In most social networking websites, users are allowed to perform interactive activities. One of the fundamental features that these sites provide is to connecting with users of their kind. On one hand, this activity makes online connections visible and tangible; on the other hand, it enables the exploration of our connections and the expansion of our social networks easier. The aggregation of people who share common interests forms social groups, which are fundamental parts of our social lives. Social behavioral analysis at a group level is an active research area and attracts many interests from the industry. Challenges of my work mainly arise from the scale and complexity of user generated behavioral data. The multiple types of interactions, highly dynamic nature of social networking and the volatile user behavior suggest that these data are complex and big in general.
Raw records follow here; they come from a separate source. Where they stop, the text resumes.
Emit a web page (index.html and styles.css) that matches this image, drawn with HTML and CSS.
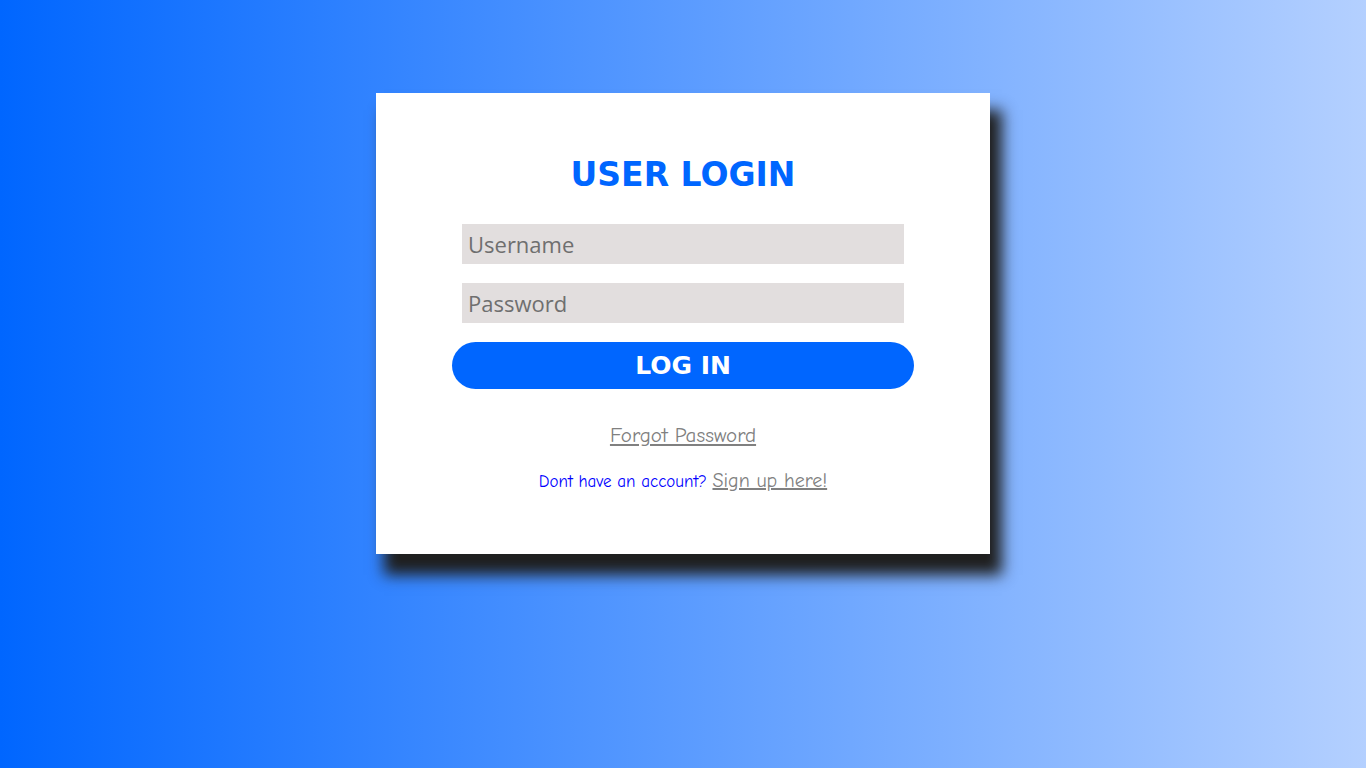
FILE: index.html
```html
<!DOCTYPE html>
<html>
<head>
<meta charset="utf-8">
<link rel="stylesheet" href="styles.css">
</head>
<body>
<div class="page">
  <form class="card">
    <h1 class="title">USER LOGIN</h1>
    <input class="field" type="text" placeholder="Username">
    <input class="field" type="password" placeholder="Password">
    <button class="btn" type="button">LOG IN</button>
    <a class="forgot" href="#">Forgot Password</a>
    <p class="signup">Dont have an account? <a class="signup-link" href="#">Sign up here!</a></p>
  </form>
</div>
</body>
</html>
```
FILE: styles.css
```css
html, body {
  margin: 0;
  padding: 0;
  height: 100%;
}
body {
  background: linear-gradient(to right, #0066ff 0%, #b4d0ff 100%);
  font-family: "DejaVu Sans", Verdana, sans-serif;
}
.page {
  display: flex;
  justify-content: center;
  padding-top: 93px;
}
.card {
  width: 614px;
  height: 461px;
  box-sizing: border-box;
  background: #fff;
  box-shadow: 10px 19px 14px 2px #1f1f1f;
  display: flex;
  flex-direction: column;
  align-items: center;
  padding-top: 58px;
}
.title {
  margin: 0 0 25px 0;
  font-family: "DejaVu Sans", Verdana, sans-serif;
  font-weight: bold;
  font-size: 33px;
  line-height: 48px;
  color: #0066ff;
}
.field {
  width: 442px;
  height: 40px;
  box-sizing: border-box;
  border: none;
  outline: none;
  background: #e2dede;
  padding: 0 6px;
  margin: 0 0 19px 0;
  font-family: "Open Sans", sans-serif;
  font-size: 22px;
  color: #333;
}
.field::placeholder {
  color: #6f6f6f;
}
.btn {
  width: 462px;
  height: 47px;
  border: none;
  border-radius: 24px;
  background: #0066ff;
  color: #fff;
  font-family: "DejaVu Sans", Verdana, sans-serif;
  font-weight: bold;
  font-size: 25px;
  padding: 0;
  margin: 0 0 34px 0;
  cursor: pointer;
}
.forgot {
  font-family: "Comic Neue", "Comic Sans MS", "DejaVu Sans", sans-serif;
  font-size: 21px;
  color: #808080;
  line-height: 24px;
  text-decoration: underline;
}
.signup {
  margin: 22px 0 0 0;
  font-family: "Comic Neue", "Comic Sans MS", "DejaVu Sans", sans-serif;
  font-size: 17px;
  color: #0000ff;
  line-height: 24px;
}
.signup-link {
  font-size: 20px;
  color: #808080;
}
```
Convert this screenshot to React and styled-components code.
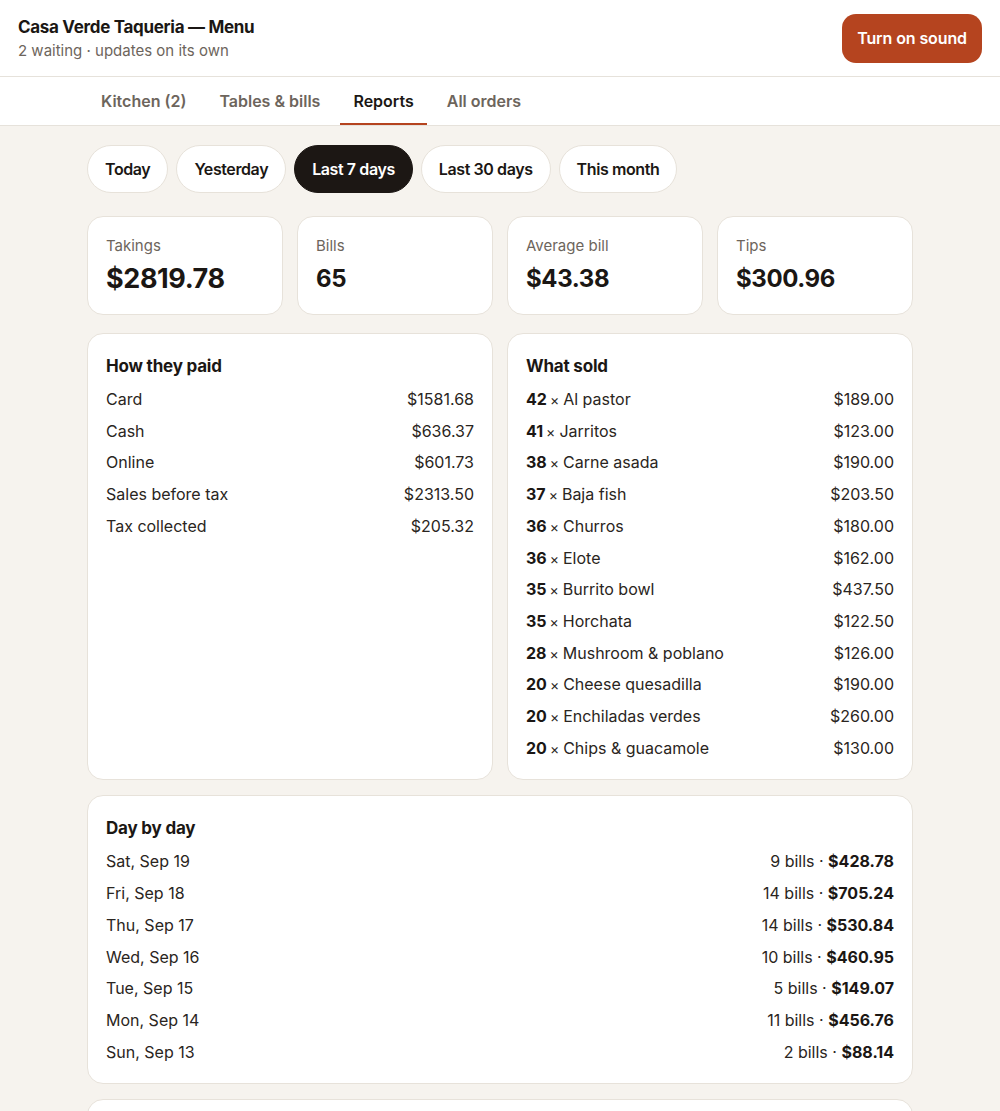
import React from "react";
import styled, { createGlobalStyle } from "styled-components";

const GlobalStyle = createGlobalStyle`
  html, body {
    margin: 0;
    padding: 0;
    background: #f6f3ee;
    font-family: Inter, "Noto Sans", sans-serif;
    color: #1b1714;
  }
  * { box-sizing: border-box; }
`;

const ranges = ["Today", "Yesterday", "Last 7 days", "Last 30 days", "This month"];

const stats = [
  { label: "Takings", value: "$2819.78" },
  { label: "Bills", value: "65" },
  { label: "Average bill", value: "$43.38" },
  { label: "Tips", value: "$300.96" },
];

const payments = [
  ["Card", "$1581.68"],
  ["Cash", "$636.37"],
  ["Online", "$601.73"],
  ["Sales before tax", "$2313.50"],
  ["Tax collected", "$205.32"],
];

const sold = [
  [42, "Al pastor", "$189.00"],
  [41, "Jarritos", "$123.00"],
  [38, "Carne asada", "$190.00"],
  [37, "Baja fish", "$203.50"],
  [36, "Churros", "$180.00"],
  [36, "Elote", "$162.00"],
  [35, "Burrito bowl", "$437.50"],
  [35, "Horchata", "$122.50"],
  [28, "Mushroom & poblano", "$126.00"],
  [20, "Cheese quesadilla", "$190.00"],
  [20, "Enchiladas verdes", "$260.00"],
  [20, "Chips & guacamole", "$130.00"],
];

const days = [
  ["Sat, Sep 19", 9, "$428.78"],
  ["Fri, Sep 18", 14, "$705.24"],
  ["Thu, Sep 17", 14, "$530.84"],
  ["Wed, Sep 16", 10, "$460.95"],
  ["Tue, Sep 15", 5, "$149.07"],
  ["Mon, Sep 14", 11, "$456.76"],
  ["Sun, Sep 13", 2, "$88.14"],
];

const Header = styled.header`
  display: flex;
  align-items: center;
  justify-content: space-between;
  height: 77px;
  padding: 0 18px;
  background: #fff;
  border-bottom: 1px solid #e6e2db;
`;

const Title = styled.h1`
  margin: 0;
  font-size: 17px;
  font-weight: 700;
  letter-spacing: -0.3px;
  line-height: 22px;
`;

const Sub = styled.div`
  margin-top: 3px;
  font-size: 15px;
  color: #6d655c;
  line-height: 20px;
`;

const SoundButton = styled.button`
  height: 49px;
  padding: 0 15px;
  border: none;
  border-radius: 14px;
  background: #b5441f;
  color: #fff;
  font: inherit;
  font-size: 16px;
  font-weight: 600;
  letter-spacing: -0.1px;
`;

const Nav = styled.nav`
  background: #fff;
  border-bottom: 1px solid #e6e2db;
`;

const NavInner = styled.div`
  width: 824px;
  margin: 0 auto;
  display: flex;
  gap: 7px;
`;

const Tab = styled.div`
  height: 48px;
  display: flex;
  align-items: center;
  padding: 2px 13px 0;
  font-size: 16px;
  font-weight: 600;
  color: ${(p) => (p.$active ? "#1b1714" : "#6d655c")};
  border-bottom: 2px solid ${(p) => (p.$active ? "#b5441f" : "transparent")};
`;

const Main = styled.main`
  width: 826px;
  margin: 0 auto;
  padding: 19px 0 0;
  display: flex;
  flex-direction: column;
  gap: 15px;
`;

const Pills = styled.div`
  display: flex;
  gap: 8px;
  margin-bottom: 8px;
`;

const Pill = styled.button`
  height: 48px;
  padding: 0 17px;
  border-radius: 999px;
  border: 1px solid ${(p) => (p.$active ? "#1c1714" : "#e7e2da")};
  background: ${(p) => (p.$active ? "#1c1714" : "#fff")};
  color: ${(p) => (p.$active ? "#fff" : "#1b1714")};
  font: inherit;
  font-size: 16px;
  font-weight: 600;
  letter-spacing: -0.4px;
`;

const StatGrid = styled.div`
  display: grid;
  grid-template-columns: repeat(4, 1fr);
  gap: 14px;
  margin-bottom: 3px;
`;

const Card = styled.section`
  background: #fff;
  border: 1px solid #e7e2da;
  border-radius: 16px;
  padding: ${(p) => p.$pad || "20px 18px 15px"};
  min-height: ${(p) => p.$minHeight || "0"};
`;

const StatLabel = styled.div`
  font-size: 15px;
  color: #6d655c;
  line-height: 20px;
`;

const StatValue = styled.div`
  margin-top: 6px;
  font-size: ${(p) => (p.$big ? "27px" : "24px")};
  font-weight: 700;
  letter-spacing: -0.4px;
  line-height: 34px;
`;

const Columns = styled.div`
  display: grid;
  grid-template-columns: 1fr 1fr;
  gap: 14px;
  align-items: stretch;
`;

const PanelTitle = styled.h2`
  margin: 0 0 6px;
  font-size: 17px;
  font-weight: 700;
  letter-spacing: -0.2px;
  line-height: 24px;
`;

const Row = styled.div`
  display: flex;
  justify-content: space-between;
  align-items: center;
  font-size: 16px;
  line-height: 23.7px;
  padding: 4px 0;
  color: #2a2521;
`;

const Strong = styled.b`
  font-weight: 700;
  color: #1b1714;
`;

const Mul = styled.span`
  font-size: 14px;
  margin: 0 4px 0 3px;
`;

export default function App() {
  return (
    <>
      <GlobalStyle />
      <Header>
        <div>
          <Title>Casa Verde Taqueria — Menu</Title>
          <Sub>2 waiting · updates on its own</Sub>
        </div>
        <SoundButton>Turn on sound</SoundButton>
      </Header>
      <Nav>
        <NavInner>
          <Tab>Kitchen (2)</Tab>
          <Tab>Tables &amp; bills</Tab>
          <Tab $active>Reports</Tab>
          <Tab>All orders</Tab>
        </NavInner>
      </Nav>
      <Main>
        <Pills>
          {ranges.map((r) => (
            <Pill key={r} $active={r === "Last 7 days"}>
              {r}
            </Pill>
          ))}
        </Pills>
        <StatGrid>
          {stats.map((s, i) => (
            <Card key={s.label} $pad="19px 18px 18px">
              <StatLabel>{s.label}</StatLabel>
              <StatValue $big={i === 0}>{s.value}</StatValue>
            </Card>
          ))}
        </StatGrid>
        <Columns>
          <Card>
            <PanelTitle>How they paid</PanelTitle>
            {payments.map(([k, v]) => (
              <Row key={k}>
                <span>{k}</span>
                <span>{v}</span>
              </Row>
            ))}
          </Card>
          <Card>
            <PanelTitle>What sold</PanelTitle>
            {sold.map(([n, name, v]) => (
              <Row key={name}>
                <span>
                  <Strong>{n}</Strong>
                  <Mul>×</Mul>
                  {name}
                </span>
                <span>{v}</span>
              </Row>
            ))}
          </Card>
        </Columns>
        <Card>
          <PanelTitle>Day by day</PanelTitle>
          {days.map(([d, b, v]) => (
            <Row key={d}>
              <span>{d}</span>
              <span>
                {b} bills · <Strong>{v}</Strong>
              </span>
            </Row>
          ))}
        </Card>
        <Card $minHeight="60px" />
      </Main>
    </>
  );
}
Effective and efficient approaches are required to analyze and interpret such data. My work provide effective channels to help connect the like-minded and, furthermore, understand user behavior at a group level. The contributions of this dissertation are in threefold: (1) proposing novel representation of collective tagging knowledge via tag networks; (2) proposing the new information spreader identification problem in egocentric soical networks; (3) defining group profiling as a systematic approach to understanding social groups. In sum, the research proposes novel concepts and approaches for connecting the like-minded, enables the understanding of user groups, and exposes interesting research opportunities.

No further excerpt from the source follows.